Hugo Chávez und die Perspektiven
Lulas Kandidatin Dilma Rousseff bekam in diesen Tagen auch noch die Unterstützung des venezolanischen Präsidenten Hugo Chávez. Ob sie mit dessen Empfehlung, sie statt der brasilianischen Rechten, die das Land wieder dem Imperium unterwerfen wolle, zu wählen, richtig glücklich ist, bleibt offen.

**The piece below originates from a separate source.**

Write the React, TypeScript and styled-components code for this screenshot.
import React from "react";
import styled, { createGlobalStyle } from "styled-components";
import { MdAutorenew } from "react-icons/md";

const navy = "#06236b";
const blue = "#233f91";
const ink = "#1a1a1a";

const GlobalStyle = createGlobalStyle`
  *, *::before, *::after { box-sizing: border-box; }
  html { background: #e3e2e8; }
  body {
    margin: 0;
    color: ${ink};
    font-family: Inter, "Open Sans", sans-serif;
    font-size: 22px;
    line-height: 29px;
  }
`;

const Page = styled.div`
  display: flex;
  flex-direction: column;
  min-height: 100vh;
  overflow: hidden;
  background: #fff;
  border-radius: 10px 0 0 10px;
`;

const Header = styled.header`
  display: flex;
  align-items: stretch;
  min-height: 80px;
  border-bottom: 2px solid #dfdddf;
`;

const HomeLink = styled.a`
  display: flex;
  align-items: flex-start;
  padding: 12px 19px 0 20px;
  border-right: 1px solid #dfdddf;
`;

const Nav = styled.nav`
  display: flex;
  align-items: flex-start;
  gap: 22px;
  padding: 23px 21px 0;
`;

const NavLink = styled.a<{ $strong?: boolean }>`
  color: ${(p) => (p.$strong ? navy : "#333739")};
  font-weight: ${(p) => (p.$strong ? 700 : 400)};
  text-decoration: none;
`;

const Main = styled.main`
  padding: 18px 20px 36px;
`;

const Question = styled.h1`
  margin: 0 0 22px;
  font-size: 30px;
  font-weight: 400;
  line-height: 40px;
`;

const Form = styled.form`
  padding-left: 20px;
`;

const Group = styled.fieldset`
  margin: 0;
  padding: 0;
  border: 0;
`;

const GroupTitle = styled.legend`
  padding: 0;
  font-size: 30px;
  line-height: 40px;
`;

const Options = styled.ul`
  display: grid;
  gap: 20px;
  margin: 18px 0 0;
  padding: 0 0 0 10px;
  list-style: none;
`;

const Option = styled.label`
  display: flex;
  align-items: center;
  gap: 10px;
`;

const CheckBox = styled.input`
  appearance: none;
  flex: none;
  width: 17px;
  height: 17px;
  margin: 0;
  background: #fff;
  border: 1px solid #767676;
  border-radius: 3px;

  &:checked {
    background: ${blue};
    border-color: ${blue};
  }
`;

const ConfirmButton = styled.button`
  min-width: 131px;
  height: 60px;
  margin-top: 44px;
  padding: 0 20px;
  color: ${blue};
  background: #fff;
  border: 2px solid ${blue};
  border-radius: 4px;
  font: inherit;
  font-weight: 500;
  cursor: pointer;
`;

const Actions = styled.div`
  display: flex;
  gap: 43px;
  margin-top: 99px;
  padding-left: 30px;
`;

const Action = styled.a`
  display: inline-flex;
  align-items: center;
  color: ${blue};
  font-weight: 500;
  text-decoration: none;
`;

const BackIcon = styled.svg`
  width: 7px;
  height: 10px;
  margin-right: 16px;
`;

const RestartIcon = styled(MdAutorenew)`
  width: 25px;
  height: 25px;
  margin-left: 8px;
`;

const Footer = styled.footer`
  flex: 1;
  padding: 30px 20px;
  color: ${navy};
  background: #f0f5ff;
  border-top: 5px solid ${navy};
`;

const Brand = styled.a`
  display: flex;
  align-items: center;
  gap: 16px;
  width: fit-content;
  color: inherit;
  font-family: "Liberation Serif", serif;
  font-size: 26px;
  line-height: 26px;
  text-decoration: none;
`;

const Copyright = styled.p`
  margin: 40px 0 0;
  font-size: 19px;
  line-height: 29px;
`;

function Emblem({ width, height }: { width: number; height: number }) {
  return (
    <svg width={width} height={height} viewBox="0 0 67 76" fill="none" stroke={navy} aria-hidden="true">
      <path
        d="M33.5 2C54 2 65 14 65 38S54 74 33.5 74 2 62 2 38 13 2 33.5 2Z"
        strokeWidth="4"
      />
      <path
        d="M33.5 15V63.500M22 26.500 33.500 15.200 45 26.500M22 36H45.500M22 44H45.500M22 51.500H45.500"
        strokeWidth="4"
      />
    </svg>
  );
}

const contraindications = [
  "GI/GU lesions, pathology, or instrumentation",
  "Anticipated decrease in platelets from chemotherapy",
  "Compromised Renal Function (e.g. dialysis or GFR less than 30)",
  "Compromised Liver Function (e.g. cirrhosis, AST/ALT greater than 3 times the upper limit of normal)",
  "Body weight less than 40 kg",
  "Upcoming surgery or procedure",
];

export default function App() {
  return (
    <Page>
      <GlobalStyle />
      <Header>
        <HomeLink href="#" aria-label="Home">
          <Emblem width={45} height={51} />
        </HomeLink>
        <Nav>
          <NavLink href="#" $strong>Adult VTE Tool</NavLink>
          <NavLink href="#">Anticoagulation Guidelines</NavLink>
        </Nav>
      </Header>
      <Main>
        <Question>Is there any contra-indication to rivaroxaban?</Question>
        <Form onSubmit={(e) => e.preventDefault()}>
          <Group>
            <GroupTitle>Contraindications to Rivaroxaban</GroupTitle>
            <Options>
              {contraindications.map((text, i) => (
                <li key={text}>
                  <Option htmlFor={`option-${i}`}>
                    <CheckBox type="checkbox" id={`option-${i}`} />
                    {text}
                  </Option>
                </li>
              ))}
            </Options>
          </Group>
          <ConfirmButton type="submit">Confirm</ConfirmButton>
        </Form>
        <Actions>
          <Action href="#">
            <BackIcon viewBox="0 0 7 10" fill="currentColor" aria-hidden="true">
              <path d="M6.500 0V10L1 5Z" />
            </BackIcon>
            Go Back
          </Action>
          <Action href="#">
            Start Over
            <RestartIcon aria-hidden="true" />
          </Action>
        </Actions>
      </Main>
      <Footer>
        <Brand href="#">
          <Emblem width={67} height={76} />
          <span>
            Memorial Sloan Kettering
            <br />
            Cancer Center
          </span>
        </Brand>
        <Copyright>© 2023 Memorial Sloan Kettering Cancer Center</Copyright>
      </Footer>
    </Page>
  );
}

Unabhängig davon weisen die aktuellen Meinungsumfragen einen deutlichen Vorsprung von Gouverneur José Serra (PSDB) aus, der gegenüber Dilma Rousseff (PT) zuletzt allerdings etwas geschmolzen ist. Die weiteren möglichen Kandidaten (Marina Silva, Grüne / Ciro Gomes, PSB) liegen weit dahinter. Angesichts der noch nicht einmal erfolgten parteiinternen Nominierungen sind solche Umfragen allerdings mit Vorsicht zu genießen. Außerhalb der großen urbanen Zentren und ihrer Medien ist der Wahlkampf bei der Bevölkerung noch überhaupt kein Thema. Inhaltlich werden sich die Frontlinien sicher auch erst nach der Nominierung der Kandidaten und Formierung der Allianzen herausbilden. Bisher liegt der Fokus der öffentlichen Diskussion auf den Kandidaturen für das Präsidentenamt.